## Source data
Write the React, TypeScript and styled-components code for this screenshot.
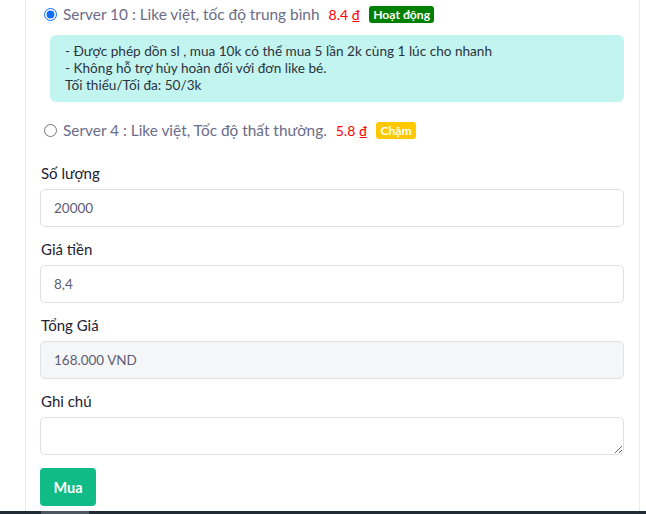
import React from 'react'
import styled, { createGlobalStyle } from 'styled-components'

const GlobalStyle = createGlobalStyle`
  html, body {
    margin: 0;
    padding: 0;
    background: #fff;
    font-family: Lato, "Noto Sans", sans-serif;
  }
  * { box-sizing: border-box; }
`

const Page = styled.div`
  display: flex;
  flex-direction: column;
  width: 646px;
  height: 514px;
  overflow: hidden;
`

const Card = styled.div`
  margin-left: 25px;
  width: 615px;
  height: 511px;
  flex-shrink: 0;
  border-left: 1px solid #e9ebf0;
  border-right: 1px solid #e9ebf0;
  padding: 3px 15px 0 14px;
  display: flex;
  flex-direction: column;
`

const ServerRow = styled.label<{ $mt?: number }>`
  display: flex;
  align-items: center;
  height: 22px;
  padding-left: 4px;
  font-size: 15.4px;
  color: #6b6c88;
  white-space: nowrap;
  margin-top: ${(p) => p.$mt ?? 0}px;
`

const Radio = styled.input`
  width: 13px;
  height: 13px;
  margin: 0 6px 0 0;
  accent-color: #0d6efd;
`

const Price = styled.span`
  color: #ff0000;
  margin-left: 9px;
  font-size: 14px;
`

const Badge = styled.span<{ $bg: string }>`
  display: inline-flex;
  align-items: center;
  height: 17px;
  padding: 0 4px;
  margin-left: 9px;
  border-radius: 3px;
  background: ${(p) => p.$bg};
  color: #fff;
  font-size: 12.2px;
  font-weight: 700;
`

const Note = styled.div`
  margin: 10px 0 0 10px;
  background: #c3f5f0;
  border-radius: 6px;
  padding: 8px 15px;
  font-size: 13.6px;
  line-height: 17px;
  color: #2b3340;
`

const Group = styled.div<{ $mt: number }>`
  display: flex;
  flex-direction: column;
  margin-top: ${(p) => p.$mt}px;
`

const Label = styled.div`
  height: 22px;
  line-height: 22px;
  font-size: 15px;
  color: #222230;
  margin-bottom: 5px;
  padding-left: 1px;
`

const Field = styled.input<{ $disabled?: boolean }>`
  height: 38px;
  width: 100%;
  border: 1px solid #dee0e6;
  border-radius: 5px;
  padding: 0 13px;
  font-family: inherit;
  font-size: 13.5px;
  color: #5e5d75;
  background: ${(p) => (p.$disabled ? '#f5f6f8' : '#fff')};
  outline: none;
`

const Area = styled.textarea`
  height: 38px;
  width: 100%;
  border: 1px solid #dee0e6;
  border-radius: 5px;
  padding: 6px 13px;
  font-family: inherit;
  font-size: 13.5px;
  outline: none;
  resize: vertical;
  display: block;
`

const BuyButton = styled.button`
  margin-top: 13px;
  align-self: flex-start;
  width: 56px;
  height: 38px;
  border: none;
  border-radius: 4px;
  background: #10bb85;
  color: #fff;
  font-family: inherit;
  font-size: 14.5px;
  font-weight: 700;
`

const Footer = styled.div`
  height: 3px;
  flex-shrink: 0;
  background: #1f2c34;
  display: flex;
`

const FooterMark = styled.div`
  margin-left: 41px;
  width: 48px;
  background: #4c565e;
`

export default function App() {
  return (
    <Page>
      <GlobalStyle />
      <Card>
        <ServerRow>
          <Radio type="radio" name="server" defaultChecked />
          <span>Server 10 : Like việt, tốc độ trung bình</span>
          <Price>8.4 ₫</Price>
          <Badge $bg="#008000">Hoạt động</Badge>
        </ServerRow>
        <Note>
          - Được phép dồn sl , mua 10k có thể mua 5 lần 2k cùng 1 lúc cho nhanh
          <br />- Không hỗ trợ hủy hoàn đối với đơn like bé.
          <br />
          Tối thiểu/Tối đa: 50/3k
        </Note>
        <ServerRow $mt={17}>
          <Radio type="radio" name="server" />
          <span>Server 4 : Like việt, Tốc độ thất thường.</span>
          <Price>5.8 ₫</Price>
          <Badge $bg="#ffc800">Chậm</Badge>
        </ServerRow>
        <Group $mt={21}>
          <Label>Số lượng</Label>
          <Field defaultValue="20000" />
        </Group>
        <Group $mt={11}>
          <Label>Giá tiền</Label>
          <Field defaultValue="8,4" />
        </Group>
        <Group $mt={11}>
          <Label>Tổng Giá</Label>
          <Field $disabled readOnly defaultValue="168.000 VND" />
        </Group>
        <Group $mt={11}>
          <Label>Ghi chú</Label>
          <Area />
        </Group>
        <BuyButton>Mua</BuyButton>
      </Card>
      <Footer>
        <FooterMark />
      </Footer>
    </Page>
  )
}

## Task
Write out the data precisely as given, excluding the pictures.

## Result of this exercise
Write the React, TypeScript and styled-components code for this screenshot.
import React from 'react'
import styled, { createGlobalStyle } from 'styled-components'

const GlobalStyle = createGlobalStyle`
  html, body {
    margin: 0;
    padding: 0;
    background: #fff;
    font-family: Lato, "Noto Sans", sans-serif;
  }
  * { box-sizing: border-box; }
`

const Page = styled.div`
  display: flex;
  flex-direction: column;
  width: 646px;
  height: 514px;
  overflow: hidden;
`

const Card = styled.div`
  margin-left: 25px;
  width: 615px;
  height: 511px;
  flex-shrink: 0;
  border-left: 1px solid #e9ebf0;
  border-right: 1px solid #e9ebf0;
  padding: 3px 15px 0 14px;
  display: flex;
  flex-direction: column;
`

const ServerRow = styled.label<{ $mt?: number }>`
  display: flex;
  align-items: center;
  height: 22px;
  padding-left: 4px;
  font-size: 15.4px;
  color: #6b6c88;
  white-space: nowrap;
  margin-top: ${(p) => p.$mt ?? 0}px;
`

const Radio = styled.input`
  width: 13px;
  height: 13px;
  margin: 0 6px 0 0;
  accent-color: #0d6efd;
`

const Price = styled.span`
  color: #ff0000;
  margin-left: 9px;
  font-size: 14px;
`

const Badge = styled.span<{ $bg: string }>`
  display: inline-flex;
  align-items: center;
  height: 17px;
  padding: 0 4px;
  margin-left: 9px;
  border-radius: 3px;
  background: ${(p) => p.$bg};
  color: #fff;
  font-size: 12.2px;
  font-weight: 700;
`

const Note = styled.div`
  margin: 10px 0 0 10px;
  background: #c3f5f0;
  border-radius: 6px;
  padding: 8px 15px;
  font-size: 13.6px;
  line-height: 17px;
  color: #2b3340;
`

const Group = styled.div<{ $mt: number }>`
  display: flex;
  flex-direction: column;
  margin-top: ${(p) => p.$mt}px;
`

const Label = styled.div`
  height: 22px;
  line-height: 22px;
  font-size: 15px;
  color: #222230;
  margin-bottom: 5px;
  padding-left: 1px;
`

const Field = styled.input<{ $disabled?: boolean }>`
  height: 38px;
  width: 100%;
  border: 1px solid #dee0e6;
  border-radius: 5px;
  padding: 0 13px;
  font-family: inherit;
  font-size: 13.5px;
  color: #5e5d75;
  background: ${(p) => (p.$disabled ? '#f5f6f8' : '#fff')};
  outline: none;
`

const Area = styled.textarea`
  height: 38px;
  width: 100%;
  border: 1px solid #dee0e6;
  border-radius: 5px;
  padding: 6px 13px;
  font-family: inherit;
  font-size: 13.5px;
  outline: none;
  resize: vertical;
  display: block;
`

const BuyButton = styled.button`
  margin-top: 13px;
  align-self: flex-start;
  width: 56px;
  height: 38px;
  border: none;
  border-radius: 4px;
  background: #10bb85;
  color: #fff;
  font-family: inherit;
  font-size: 14.5px;
  font-weight: 700;
`

const Footer = styled.div`
  height: 3px;
  flex-shrink: 0;
  background: #1f2c34;
  display: flex;
`

const FooterMark = styled.div`
  margin-left: 41px;
  width: 48px;
  background: #4c565e;
`

export default function App() {
  return (
    <Page>
      <GlobalStyle />
      <Card>
        <ServerRow>
          <Radio type="radio" name="server" defaultChecked />
          <span>Server 10 : Like việt, tốc độ trung bình</span>
          <Price>8.4 ₫</Price>
          <Badge $bg="#008000">Hoạt động</Badge>
        </ServerRow>
        <Note>
          - Được phép dồn sl , mua 10k có thể mua 5 lần 2k cùng 1 lúc cho nhanh
          <br />- Không hỗ trợ hủy hoàn đối với đơn like bé.
          <br />
          Tối thiểu/Tối đa: 50/3k
        </Note>
        <ServerRow $mt={17}>
          <Radio type="radio" name="server" />
          <span>Server 4 : Like việt, Tốc độ thất thường.</span>
          <Price>5.8 ₫</Price>
          <Badge $bg="#ffc800">Chậm</Badge>
        </ServerRow>
        <Group $mt={21}>
          <Label>Số lượng</Label>
          <Field defaultValue="20000" />
        </Group>
        <Group $mt={11}>
          <Label>Giá tiền</Label>
          <Field defaultValue="8,4" />
        </Group>
        <Group $mt={11}>
          <Label>Tổng Giá</Label>
          <Field $disabled readOnly defaultValue="168.000 VND" />
        </Group>
        <Group $mt={11}>
          <Label>Ghi chú</Label>
          <Area />
        </Group>
        <BuyButton>Mua</BuyButton>
      </Card>
      <Footer>
        <FooterMark />
      </Footer>
    </Page>
  )
}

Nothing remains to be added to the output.